Nothing I could do? I fired the doctor. And found a new one. The new one said, “We don’t have a solution for that…yet.” What healing those three little letters brought to me! They suggested that my doctor believed:
- Someone somewhere in the world was working on this problem;
- There would be a solution…sometime;
- She would be aware of that solution because she believed it was possible; and
- She would pass that solution on to me.
My level of hope rose steadily. Today, neither my doctor nor I believe I will have another heart attack. All because of one little powerful word – “yet.”
I started to play with this three-letter word.

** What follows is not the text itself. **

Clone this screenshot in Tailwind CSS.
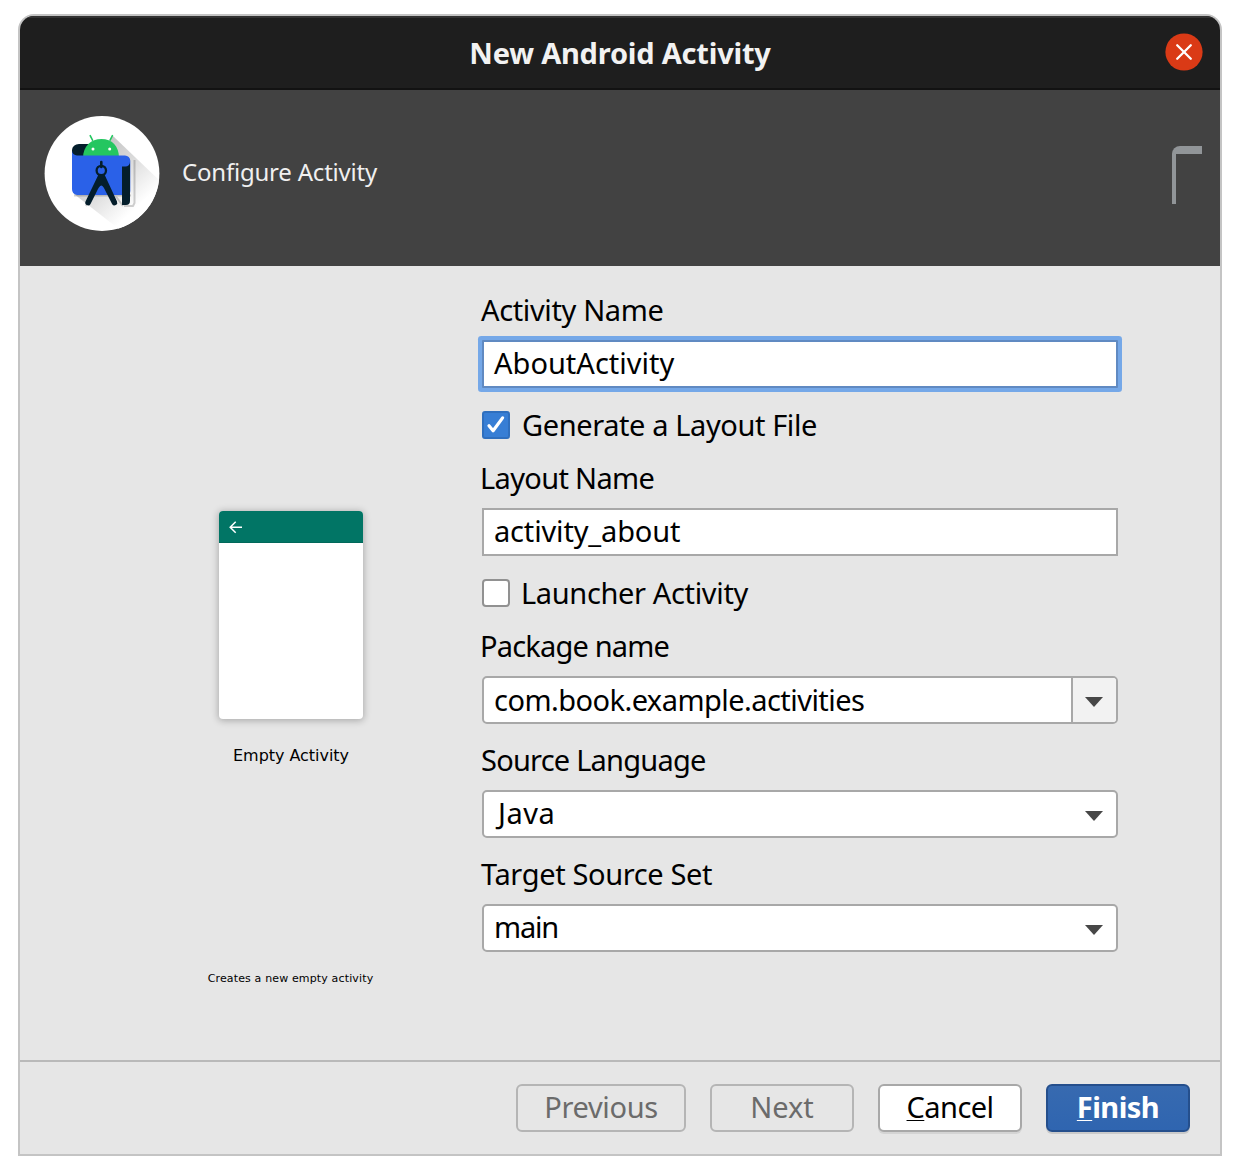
<!DOCTYPE html>
<html lang="en">
<head>
<meta charset="utf-8">
<title>New Android Activity</title>
<script src="https://cdn.jsdelivr.net/npm/@tailwindcss/browser@4"></script>
</head>
<body class="bg-white w-[1240px] h-[1174px] overflow-hidden pt-[14px] pl-[18px] font-['Noto_Sans',sans-serif] text-[29px] text-black">
<div class="w-[1204px] h-[1142px] flex flex-col border-2 border-[#c4c4c4] bg-[#e6e6e6] rounded-t-[16px] overflow-hidden">
  <header class="h-[74px] shrink-0 grid grid-cols-[1fr_auto_1fr] items-center bg-[#1e1e1e] border-t-2 border-t-[#323232] border-b-2 border-b-[#121212] px-[17px]">
    <span></span>
    <h1 class="font-bold text-[#f2f2f2] leading-9 tracking-[-0.214px] pb-px">New Android Activity</h1>
    <button class="justify-self-end w-[38px] h-[38px] mb-[2px]" aria-label="Close">
      <svg class="block" width="38" height="38" viewBox="0 0 38 38"><circle cx="19" cy="19" r="18.6" fill="#da3a16"/><path d="M12.2 12.2 25.8 25.8M25.8 12.2 12.2 25.8" stroke="#fff" stroke-width="2.3" stroke-linecap="round"/></svg>
    </button>
  </header>
  <section class="h-[176px] shrink-0 flex items-start bg-[#424242] pl-[24px] pr-[18px] pt-[25px]">
    <svg class="shrink-0" width="116" height="116" viewBox="0 0 116 116">
      <defs>
        <linearGradient id="sh" x1="35" y1="35" x2="90" y2="95" gradientUnits="userSpaceOnUse"><stop offset="0" stop-color="#bdbdbd"/><stop offset=".5" stop-color="#d9d9d9"/><stop offset="1" stop-color="#fff"/></linearGradient>
        <clipPath id="disc"><circle cx="58" cy="58.5" r="57.4"/></clipPath>
      </defs>
      <circle cx="58" cy="58.5" r="57.4" fill="#fff"/>
      <path clip-path="url(#disc)" d="M69 21 118 68V118H80L30 79Z" fill="url(#sh)"/>
      <path d="M30 80.5h57M42 91l10-18 10-5 17 23M80 91h9l1.500-3V45" fill="none" stroke="#000" stroke-opacity=".18" stroke-width="2"/>
      <path d="M46 29H35a7 6 0 0 0-7 6v15h22Z" fill="#041e2b"/>
      <path d="m46.200 20.600 2.300 4.600m19.900-4.600-2.300 4.600" stroke="#24c660" stroke-width="1.600" stroke-linecap="round"/>
      <path d="M39 43C39 31 47 24 57.500 24S75 31 75 43Z" fill="#24c660"/>
      <circle cx="49" cy="34" r="1.500" fill="#fff"/><circle cx="65.700" cy="34" r="1.500" fill="#fff"/>
      <path d="M28 35.500a5 5 0 0 0 5 5H81a5.300 5.300 0 0 1 5.300 5.300V76a4 4 0 0 1-4 4H33a6 6 0 0 1-5-6Z" fill="#2a61e8"/>
      <path d="M78 51.500h3.500a4.500 4.500 0 0 0 4.500-4.500V86a4 4 0 0 1-4 4H78Z" fill="#041e2b"/>
      <path d="M57.300 47v5" stroke="#041e2b" stroke-width="2.600" stroke-linecap="round"/>
      <circle cx="57.300" cy="55.500" r="4.700" fill="none" stroke="#041e2b" stroke-width="2.300"/>
      <path d="M54.500 59.500h6L73 86.500a2.800 2.800 0 0 1-4.800 2.800L61.500 76C60.300 73 58.800 70.500 57.300 70.500S54.300 73 53 76L46.500 89a2.800 2.800 0 0 1-5-2.500Z" fill="#041e2b"/>
    </svg>
    <h2 class="ml-[22px] mt-[41px] text-2xl leading-8 tracking-[-0.207px] text-[#f0f0f0]">Configure Activity</h2>
    <div class="ml-auto mt-[31px] w-[30px] h-[58px] border-t-8 border-l-4 border-[#919598] rounded-tl-[8px]"></div>
  </section>
  <main class="h-[794px] shrink-0 flex">
    <aside class="w-[462px] shrink-0 flex flex-col items-center pt-[245px] pl-[80px] font-['DejaVu_Sans',sans-serif]">
      <div class="w-[144px] h-[208px] rounded-[4px] bg-white overflow-hidden shadow-[0_1px_7px_1px_rgba(0,0,0,0.25)]">
        <div class="h-[32px] bg-[#017565] border-b border-[#01685a] pl-[10px] pt-[10px]">
          <svg width="14" height="13" viewBox="0 0 14 13"><path d="M6.700 .8 1.200 6.300 6.700 11.800M1.200 6.300H13" fill="none" stroke="#fff" stroke-width="1.500"/></svg>
        </div>
      </div>
      <p class="mt-[27px] text-base leading-5 tracking-[-0.04px]">Empty Activity</p>
      <p class="mt-[206px] text-[11px] leading-[14px] tracking-[0.146px] -ml-[1px]">Creates a new empty activity</p>
    </aside>
    <form class="w-[636px] flex flex-col">
      <label class="mt-[26px] h-[36px] leading-[36px] mb-[12px] -ml-px tracking-[-0.362px]">Activity Name</label>
      <div class="h-[48px] border-2 border-[#608ac2] bg-white ring-4 ring-[#75a8e8] rounded-[1px] pl-[10px] leading-[42px] tracking-[0.009px]">AboutActivity</div>
      <div class="mt-[19px] h-[36px] flex items-center">
        <svg width="28" height="28" viewBox="0 0 28 28"><rect x="1" y="1" width="26" height="26" rx="2" fill="#377ed5" stroke="#2f6fbe" stroke-width="2"/><path d="m7 14.800 4.100 5L20.600 6.900" fill="none" stroke="#fff" stroke-width="3.200" stroke-linecap="round" stroke-linejoin="round"/></svg>
        <span class="ml-[12px] leading-[36px] tracking-[-0.397px]">Generate a Layout File</span>
      </div>
      <label class="mt-[17px] h-[36px] leading-[36px] mb-[12px] -ml-[2px] tracking-[-0.666px]">Layout Name</label>
      <div class="h-[48px] border-2 border-[#a8a8a8] bg-white pl-[10px] leading-[42px] tracking-[-0.158px]">activity_about</div>
      <div class="mt-[19px] h-[36px] flex items-center">
        <div class="w-[28px] h-[28px] border-2 border-[#919191] bg-white rounded-[4px]"></div>
        <span class="ml-[11px] leading-[36px] tracking-[-0.351px]">Launcher Activity</span>
      </div>
      <label class="mt-[17px] h-[36px] leading-[36px] mb-[12px] -ml-[2px] tracking-[-0.821px]">Package name</label>
      <div class="h-[48px] flex border-2 border-[#a8a8a8] bg-white rounded-[5px] overflow-hidden">
        <span class="flex-1 pl-[10px] leading-[43px] tracking-[-0.544px]">com.book.example.activities</span>
        <span class="w-[45px] border-l-2 border-[#a8a8a8] bg-[#f2f2f2] pl-[12px] pt-[19px]"><svg width="18" height="10" viewBox="0 0 18 10"><path d="M0 0H18L9 10Z" fill="#474747"/></svg></span>
      </div>
      <label class="mt-[18px] h-[36px] leading-[36px] mb-[12px] -ml-px tracking-[-0.775px]">Source Language</label>
      <div class="h-[48px] flex border-2 border-[#a8a8a8] bg-white rounded-[5px]">
        <span class="flex-1 pl-[14px] leading-[42px] tracking-[0.5px]">Java</span>
        <span class="w-[31px] pt-[19px]"><svg width="18" height="10" viewBox="0 0 18 10"><path d="M0 0H18L9 10Z" fill="#474747"/></svg></span>
      </div>
      <label class="mt-[18px] h-[36px] leading-[36px] mb-[12px] -ml-px tracking-[-0.365px]">Target Source Set</label>
      <div class="h-[48px] flex border-2 border-[#a8a8a8] bg-white rounded-[5px]">
        <span class="flex-1 pl-[10px] leading-[42px] tracking-[-1.2px]">main</span>
        <span class="w-[31px] pt-[19px]"><svg width="18" height="10" viewBox="0 0 18 10"><path d="M0 0H18L9 10Z" fill="#474747"/></svg></span>
      </div>
    </form>
  </main>
  <footer class="flex-1 flex justify-end border-t-2 border-[#b9b9b9] pt-[22px] pr-[30px] gap-[24px] leading-[42px]">
    <button class="w-[170px] h-[48px] flex justify-center border-2 border-[#b5b5b5] rounded-[6px] text-[#6b6b6b] tracking-[-0.343px]">Previous</button>
    <button class="w-[144px] h-[48px] flex justify-center border-2 border-[#b5b5b5] rounded-[6px] text-[#6b6b6b] tracking-[-0.052px]">Next</button>
    <button class="w-[144px] h-[48px] flex justify-center border-2 border-[#a8a8a8] bg-white rounded-[6px] shadow-[0_2px_0_rgba(0,0,0,0.08)] tracking-[-0.559px]"><span class="underline decoration-1 underline-offset-[2px] [text-decoration-skip-ink:none]">C</span>ancel</button>
    <button class="w-[144px] h-[48px] flex justify-center border-2 border-[#254f8c] bg-linear-to-b from-[#376ab0] to-[#2f65b0] rounded-[6px] shadow-[0_2px_0_rgba(0,0,0,0.12)] text-white font-bold tracking-[-0.534px]"><span class="underline decoration-1 underline-offset-[2px] [text-decoration-skip-ink:none]">F</span>inish</button>
  </footer>
</div>
</body>
</html>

For instance, what if we all started to add “yet” to our conversations with ourselves and with others:
I don’t have a job…yet.
I don’t have my dream house…yet.
I haven’t become an expert in (fill in the blank)…yet.
Moving on, I thought of:
I haven’t mastered a double Axel in figure skating…yet (ok, I’m not working too hard on this).
Feeling heady with all the possibilities, I began to soar even higher:
I don’t speak fluent French…yet.
I haven’t quite grasped quantum physics…yet.
I haven’t met the love of my life…yet.
The only time we (or anyone) can make definitive final statements about our lives is when the comment can be chiseled on our tombstones:
Never won the World Chess Tournament.
Never really got calculus.
Until then, anything is possible, but we will never know it if we are not open to the possibilities. For good ideas are like birds carrying good news, circling excitedly for a place to land, then flying away disappointed at the lack of a landing field.
Keeping your eyes open to possibilities only works if you have hope in your heart. As the song says, “It ain’t over ‘til it’s over.”
Despair is a destroyer.
Lynette Crane, M.A.(Psychology) and Certified Life Coach, has more than 30 years' experience in the field of stress management. She currently works to provide stress and time pressure solutions to harried women, those women who seek "Islands of Peace" in their overly-busy lives. Visit her website at http://www.creativelifechanges.com/ to see more in-depth articles and to view her programs.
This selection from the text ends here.